Before Airbnb became a go-to for planning a quick trip, many people visited a bookstore. Of course, there were travel agencies, but if you wanted to travel on the cheap, you purchased a book to learn more about your destination. I know it sounds like ancient history, but the year was 1991, and people didn’t use the internet for everything yet.
My roommate and friend from college worked in a major publishing firm in New York City. She brought home a stack of free books from the extras cart (a perk of the job) and plopped them on our coffee table. As we looked them over, one particular volume piqued my interest. It was a book about romantic bed and breakfasts in New England. I had been dating my boyfriend (now husband) Tony for around nine months, and we were in the early stage of falling in love. It was almost Valentine’s Day, and I was dreaming about a romantic escape.
I was curious about the book, so I started leafing through the pages. As I read, I became really interested in a charming place in Jefferson, New Hampshire. It was pretty far north and near theWhite Mountains, but the description made it sound ideal. It was a restored farmhouse that boasted homemade quilts covering the beds, gourmet breakfasts, and a roaring fireplace in the living room. The nearby White mountains offered both downhill and cross-country skiing. I was a skier, and the slopes had tons of snow that winter. I had visions of a white wonderland and snuggling by the fire après ski. I pitched the trip to Tony, and he liked the idea. He was not a downhill skier, though, so we decided to try cross-country skiing instead. Neither of us had tried that before.
On the Friday of Valentine’s Day weekend, we drove our rental car six hours up to Jefferson. It started off well, we had fun talking about our work week and just catching up. But, as we got off the main highways and made our way onto the less-traveled roads, it became totally dark. Then we hit a blizzard. The snow started falling pretty heavily, and our conversation became tense. I could tell Tony was getting nervous about the weather, and we were still about an hour away from our destination. It was late, the roads were scary, and it was a stressful start to the weekend.
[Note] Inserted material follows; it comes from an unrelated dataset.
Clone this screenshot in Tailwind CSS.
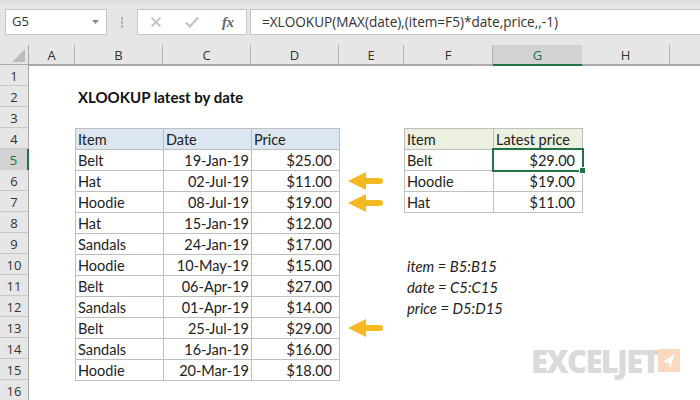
<!DOCTYPE html>
<html lang="en">
<head>
<meta charset="UTF-8">
<title>XLOOKUP latest by date</title>
<script src="https://cdn.jsdelivr.net/npm/@tailwindcss/browser@4"></script>
</head>
<body class="bg-white">
<div class="relative w-[700px] h-[400px] overflow-hidden font-['Open_Sans',sans-serif] text-[#333]">

  <!-- formula bar -->
  <div class="h-[45px] bg-linear-to-b from-[#dcdcdc] to-[#e6e6e6] to-[7px] pt-[9px] flex items-start">
    <div class="ml-[5px] w-[102px] h-[26px] bg-white border border-[#c6c6c6] flex items-center justify-between pl-[6px] pr-[5px] text-[13px]">
      <span>G5</span>
      <svg width="8" height="4" viewBox="0 0 8 4" class="mr-[1px]"><path d="M0 0h7L3.500 4z" fill="#8a8a8a"/></svg>
    </div>
    <div class="w-[30px] h-[26px] flex flex-col items-center justify-center gap-[1px]">
      <span class="w-[2px] h-[3px] bg-[#b4b4b4]"></span>
      <span class="w-[2px] h-[3px] bg-[#b4b4b4]"></span>
      <span class="w-[2px] h-[3px] bg-[#b4b4b4]"></span>
    </div>
    <div class="w-[110px] h-[26px] bg-white border border-[#c6c6c6] flex items-center">
      <svg width="12" height="12" viewBox="0 0 12 12" class="ml-[12px]"><path d="M1.500 1.500l9 9M10.500 1.500l-9 9" stroke="#c4c4c4" stroke-width="1.800" fill="none"/></svg>
      <svg width="14" height="12" viewBox="0 0 14 12" class="ml-[23px]"><path d="M1 6.500l4 4 8-9" stroke="#c4c4c4" stroke-width="2.200" fill="none"/></svg>
      <span class="ml-[23px] font-['Liberation_Serif',serif] italic font-bold text-[15px] tracking-[-0.5px] text-[#666]">fx</span>
    </div>
    <div class="ml-[3px] flex-1 h-[26px] bg-white border-y border-l border-[#c6c6c6] flex items-center pl-[11px] text-[13.600px]">=XLOOKUP(MAX(date),(item=F5)*date,price,,-1)</div>
  </div>

  <!-- column headers -->
  <div class="flex h-[21px] bg-[#e6e6e6] border-b-2 border-[#a9a9a9] text-[13px] text-center leading-[20px]">
    <div class="w-[29px] border-r border-[#a9a9a9] flex items-end justify-end pr-[3px] pb-[2px]">
      <svg width="13" height="13" viewBox="0 0 13 13"><path d="M13 0v13H0z" fill="#bdbdbd"/></svg>
    </div>
    <div class="w-[46px] border-r border-[#b4b4b4]">A</div>
    <div class="w-[88px] border-r border-[#b4b4b4]">B</div>
    <div class="w-[88px] border-r border-[#b4b4b4]">C</div>
    <div class="w-[88px] border-r border-[#b4b4b4]">D</div>
    <div class="w-[65px] border-r border-[#b4b4b4]">E</div>
    <div class="w-[89px] border-r border-[#b4b4b4]">F</div>
    <div class="w-[89px] h-[21px] bg-[#d2d2d2] border-b-2 border-[#217346] text-[#217346]">G</div>
    <div class="w-[88px] border-r border-[#b4b4b4]">H</div>
  </div>

  <div class="flex -mt-px">
    <!-- row headers -->
    <div class="w-[29px] bg-[#e6e6e6] border-r border-[#a9a9a9] text-[13px] text-center leading-[22px] shrink-0">
      <div class="h-[21px] border-b border-[#c8c8c8]">1</div>
      <div class="h-[21px] border-b border-[#c8c8c8]">2</div>
      <div class="h-[21px] border-b border-[#c8c8c8]">3</div>
      <div class="h-[21px] border-b border-[#c8c8c8]">4</div>
      <div class="h-[21px] bg-[#d2d2d2] border-r-2 border-[#217346] text-[#217346] -mr-px">5</div>
      <div class="h-[21px] border-b border-[#c8c8c8]">6</div>
      <div class="h-[21px] border-b border-[#c8c8c8]">7</div>
      <div class="h-[21px] border-b border-[#c8c8c8]">8</div>
      <div class="h-[21px] border-b border-[#c8c8c8]">9</div>
      <div class="h-[21px] border-b border-[#c8c8c8]">10</div>
      <div class="h-[21px] border-b border-[#c8c8c8]">11</div>
      <div class="h-[21px] border-b border-[#c8c8c8]">12</div>
      <div class="h-[21px] border-b border-[#c8c8c8]">13</div>
      <div class="h-[21px] border-b border-[#c8c8c8]">14</div>
      <div class="h-[21px] border-b border-[#c8c8c8]">15</div>
      <div class="h-[21px]">16</div>
    </div>

    <!-- sheet -->
    <div class="pl-[46px] pt-[21px] font-['Lato',sans-serif] text-[14.500px] leading-[22px] text-[#222]">
      <div class="h-[42px] pl-[3px] font-bold text-[15px] text-[#111]">XLOOKUP latest by date</div>

      <div class="flex items-start">
        <div class="w-[265px] grid grid-cols-[88px_88px_88px] border-t border-l border-[#bfbfbf] [&>div]:h-[21px] [&>div]:border-r [&>div]:border-b [&>div]:border-[#bfbfbf] [&>div]:px-[2px]">
          <div class="bg-[#dce6f1]">Item</div><div class="bg-[#dce6f1]">Date</div><div class="bg-[#dce6f1]">Price</div>
          <div>Belt</div><div class="text-right">19-Jan-19</div><div class="text-right pr-[7px]!">$25.00</div>
          <div>Hat</div><div class="text-right">02-Jul-19</div><div class="text-right pr-[7px]!">$11.00</div>
          <div>Hoodie</div><div class="text-right">08-Jul-19</div><div class="text-right pr-[7px]!">$19.00</div>
          <div>Hat</div><div class="text-right">15-Jan-19</div><div class="text-right pr-[7px]!">$12.00</div>
          <div>Sandals</div><div class="text-right">24-Jan-19</div><div class="text-right pr-[7px]!">$17.00</div>
          <div>Hoodie</div><div class="text-right">10-May-19</div><div class="text-right pr-[7px]!">$15.00</div>
          <div>Belt</div><div class="text-right">06-Apr-19</div><div class="text-right pr-[7px]!">$27.00</div>
          <div>Sandals</div><div class="text-right">01-Apr-19</div><div class="text-right pr-[7px]!">$14.00</div>
          <div>Belt</div><div class="text-right">25-Jul-19</div><div class="text-right pr-[7px]!">$29.00</div>
          <div>Sandals</div><div class="text-right">16-Jan-19</div><div class="text-right pr-[7px]!">$16.00</div>
          <div>Hoodie</div><div class="text-right">20-Mar-19</div><div class="text-right pr-[7px]!">$18.00</div>
        </div>

        <div class="ml-[64px]">
          <div class="relative w-[179px] grid grid-cols-[89px_89px] border-t border-l border-[#bfbfbf] [&>div]:h-[21px] [&>div]:border-r [&>div]:border-b [&>div]:border-[#bfbfbf] [&>div]:px-[2px]">
            <div class="bg-[#ebf1de]">Item</div><div class="bg-[#ebf1de]">Latest price</div>
            <div>Belt</div><div class="text-right pr-[7px]!">$29.00</div>
            <div>Hoodie</div><div class="text-right pr-[7px]!">$19.00</div>
            <div>Hat</div><div class="text-right pr-[7px]!">$11.00</div>
            <!-- selected cell G5 -->
            <span class="absolute left-[87px] top-[19px] w-[92px] h-[24px] border-2 border-[#217346]"></span>
            <span class="absolute left-[174px] top-[38px] w-[5px] h-[5px] bg-[#217346] border border-white box-content"></span>
          </div>
          <div class="mt-[42px] pl-[3px] italic text-[14.800px] text-[#222]">
            <div class="h-[21px]">item = B5:B15</div>
            <div class="h-[21px]">date = C5:C15</div>
            <div class="h-[21px]">price = D5:D15</div>
          </div>
        </div>
      </div>
    </div>
  </div>

  <!-- arrows -->
  <svg class="absolute left-[348px] top-[171px]" width="36" height="20" viewBox="0 0 36 20"><path d="M0 10L18 1V7H32a3 3 0 0 1 0 6H18v6z" fill="#f5b923"/></svg>
  <svg class="absolute left-[348px] top-[193px]" width="36" height="20" viewBox="0 0 36 20"><path d="M0 10L18 1V7H32a3 3 0 0 1 0 6H18v6z" fill="#f5b923"/></svg>
  <svg class="absolute left-[348px] top-[318px]" width="36" height="20" viewBox="0 0 36 20"><path d="M0 10L18 1V7H32a3 3 0 0 1 0 6H18v6z" fill="#f5b923"/></svg>

  <!-- logo -->
  <div class="absolute left-[531px] top-[343px] flex items-start">
    <span class="w-[127px] font-['Open_Sans',sans-serif] font-extrabold text-[31px] leading-[36px] tracking-[-1.700px] text-[#d9dadb]">EXCELJET</span>
    <div class="mt-[6px] w-[22px] h-[23px] bg-[#fad9bf] flex items-center justify-center">
      <svg width="14" height="16" viewBox="0 0 14 16"><path d="M13 1L1 9l6 1 1 5z" fill="#fff"/></svg>
    </div>
  </div>
</div>
</body>
</html>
The next morning, the sun was up, and the rays glinted off the fresh blanket of snow. It was just as I had hoped. Our hosts were lovely, and the farmhouse was warm and inviting. At breakfast, they poured us piping hot coffee and served a delicious breakfast. I still remember that gigantic puffy pancake called a Dutch Baby.
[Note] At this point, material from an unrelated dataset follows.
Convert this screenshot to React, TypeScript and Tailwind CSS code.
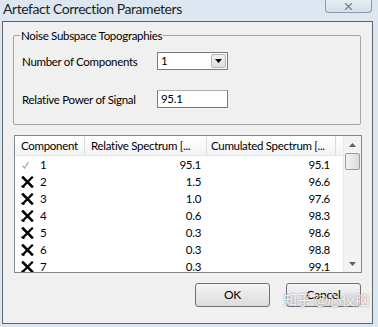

Our host gave us directions to the ski rental shop. We rented equipment and grabbed a map for the cross-country trails nearby. I had my ski jacket and gloves, but Tony had never skied before. He jumped in the car right from work and didn’t pack anything waterproof. He used his tweed overcoat and Brooks Brothers leather gloves. We were cracking up. I asked him how he was going to manage without the right gear. He laughed and said he would be fine.
As we started on the trail (around 9:00 am) we never thought to buy water or snacks, we just parked our car and started our day. We were full after breakfast and only planned to ski until lunchtime. Several hours later, probably around 3:00 pm, we were lost, tired, and hungry. At least I wasn’t cold. By a stroke of good fortune, we met up with some skiers from the Amherst College cross country team. They were shocked when we told them that we were lost and didn’t pack provisions. I don’t know what they thought of Tony’s outfit or my fur headband that I thought was super cute at the time. We looked ridiculous. Tony thought it would be fun to call me Svetlana because of my headband, and I guess he must have called me that in front of the ski team. Next thing I knew, they were talking to me and calling me Svetlana too.
They helped us find our way and pointed us in the direction of the trail that would lead back to the trailhead. After trekking for hours up and down hills in the forest on those narrow skis, I began to lose hope. My will gave out, and I couldn’t take another step. In a dramatic moment, I collapsed on the ground and whimpered, “Leave me here. I can’t go on.” Tony just laughed and said, “Jeanine, get up the car is right there!” I sat up and saw the car we left that morning. We finally got back and got our equipment off. Then we laughed so hard we stopped breathing. The hunger from not eating since breakfast and basically burning a million calories that day led us to a local diner just down the road.
The waitress asked us what we wanted. We ordered five or six appetizers and two dinner platters. She looked amazed, but we ate it ALL. That weekend was our first attempt as spending time as a new couple. It had its highs and low, but that trip bonded us. Luckily we didn’t break up. Instead, we laughed and were grateful that we made it out of the forest in one piece. It has become a legend in our book of stories about our life together and it reminds us of why we love each other so much. We were just two crazy kids trying to figure out if we had what it took to make our relationship last.
We tell that story to our friends and our kids and still laugh so hard we can hardly breathe. “What were we thinking? What were we wearing? Why didn’t we pack snacks? The shrieks of laughter bring us to tears. We still have a sense of adventure, and we love to explore, but from now on, we bring drinks and snacks.